* begin Supplied material *
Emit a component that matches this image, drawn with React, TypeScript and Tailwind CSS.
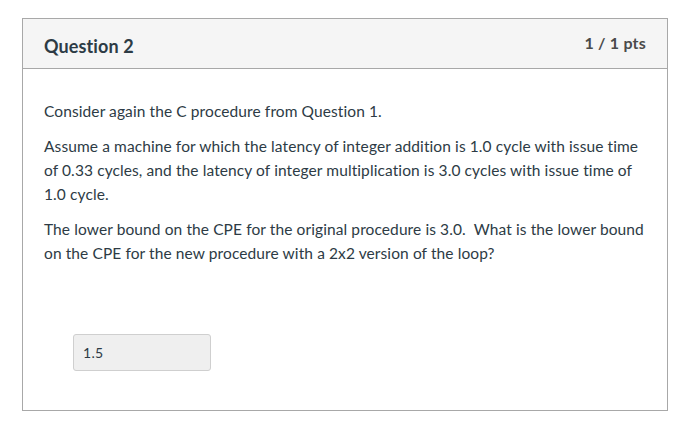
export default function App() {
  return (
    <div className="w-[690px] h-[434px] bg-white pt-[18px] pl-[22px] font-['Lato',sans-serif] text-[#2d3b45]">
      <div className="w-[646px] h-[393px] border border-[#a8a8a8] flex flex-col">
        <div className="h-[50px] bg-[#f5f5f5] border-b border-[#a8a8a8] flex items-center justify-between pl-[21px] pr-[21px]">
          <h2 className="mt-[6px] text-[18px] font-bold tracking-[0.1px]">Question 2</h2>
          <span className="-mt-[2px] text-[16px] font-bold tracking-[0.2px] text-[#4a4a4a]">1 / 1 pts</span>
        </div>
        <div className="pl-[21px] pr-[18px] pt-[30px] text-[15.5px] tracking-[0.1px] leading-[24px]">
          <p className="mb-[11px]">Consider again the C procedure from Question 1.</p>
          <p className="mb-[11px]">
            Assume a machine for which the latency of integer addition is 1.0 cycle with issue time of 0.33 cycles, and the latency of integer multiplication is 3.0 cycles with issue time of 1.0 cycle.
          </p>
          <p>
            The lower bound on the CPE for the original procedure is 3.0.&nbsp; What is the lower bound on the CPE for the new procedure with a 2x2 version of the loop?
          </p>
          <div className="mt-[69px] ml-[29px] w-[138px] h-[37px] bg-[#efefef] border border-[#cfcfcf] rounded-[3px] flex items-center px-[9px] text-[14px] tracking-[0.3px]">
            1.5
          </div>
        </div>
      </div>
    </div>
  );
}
* end Supplied material *
Reproduce all of the material exactly, apart from the pictures.

Output of the exercise:
Emit a component that matches this image, drawn with React, TypeScript and Tailwind CSS.
export default function App() {
  return (
    <div className="w-[690px] h-[434px] bg-white pt-[18px] pl-[22px] font-['Lato',sans-serif] text-[#2d3b45]">
      <div className="w-[646px] h-[393px] border border-[#a8a8a8] flex flex-col">
        <div className="h-[50px] bg-[#f5f5f5] border-b border-[#a8a8a8] flex items-center justify-between pl-[21px] pr-[21px]">
          <h2 className="mt-[6px] text-[18px] font-bold tracking-[0.1px]">Question 2</h2>
          <span className="-mt-[2px] text-[16px] font-bold tracking-[0.2px] text-[#4a4a4a]">1 / 1 pts</span>
        </div>
        <div className="pl-[21px] pr-[18px] pt-[30px] text-[15.5px] tracking-[0.1px] leading-[24px]">
          <p className="mb-[11px]">Consider again the C procedure from Question 1.</p>
          <p className="mb-[11px]">
            Assume a machine for which the latency of integer addition is 1.0 cycle with issue time of 0.33 cycles, and the latency of integer multiplication is 3.0 cycles with issue time of 1.0 cycle.
          </p>
          <p>
            The lower bound on the CPE for the original procedure is 3.0.&nbsp; What is the lower bound on the CPE for the new procedure with a 2x2 version of the loop?
          </p>
          <div className="mt-[69px] ml-[29px] w-[138px] h-[37px] bg-[#efefef] border border-[#cfcfcf] rounded-[3px] flex items-center px-[9px] text-[14px] tracking-[0.3px]">
            1.5
          </div>
        </div>
      </div>
    </div>
  );
}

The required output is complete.